A guy in r/guns shared a range story that clearly never left him. He said he was at an indoor range when the line went cold so people could go downrange and check or change targets. One shooter was still out there doing exactly that when another man came back from the bathroom, stepped into his lane, and started firing anyway. The poster said the guy downrange hit the deck immediately, and added that he “had wet pants” afterward, which tells you everything you need to know about how close that felt.

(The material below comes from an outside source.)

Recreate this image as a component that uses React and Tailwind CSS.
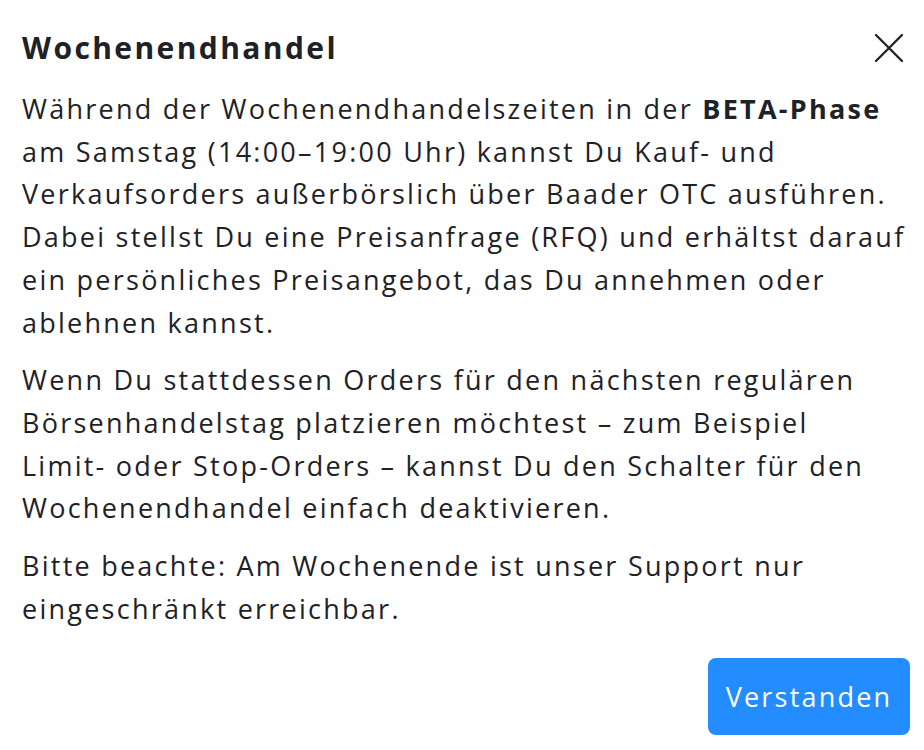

What makes the story hit is how basic the safety failure was. This was not some technical mistake with a malfunctioning gun or a new shooter who did not understand a control. This was a man walking back onto a cold range and sending rounds while another human being was still out in front of the firing line. The way the comment was written, there was not much mystery about why it stuck with people. Anybody who has spent time on a range can picture that moment instantly, and it is about as bad as range stupidity gets without ending in blood.
The thread it came from was full of ugly range stories, but this one stood out because it was so simple and so reckless. There was no long chain of bad decisions to sort through. The line was cold. Someone was downrange. Another guy started shooting. That is the kind of story that makes experienced shooters stop talking and start wondering how some people ever get trusted around loaded firearms in the first place.
A lot of bad gun stories involve ego, alcohol, or people refusing correction. This one did not need any of that to feel nasty. It was one of those moments where one person’s complete lack of awareness turned everybody else’s day into a near-disaster. And once a story includes a guy diving for the floor while rounds start cracking behind him, it does not take much extra telling to understand why people in that thread remembered it so clearly.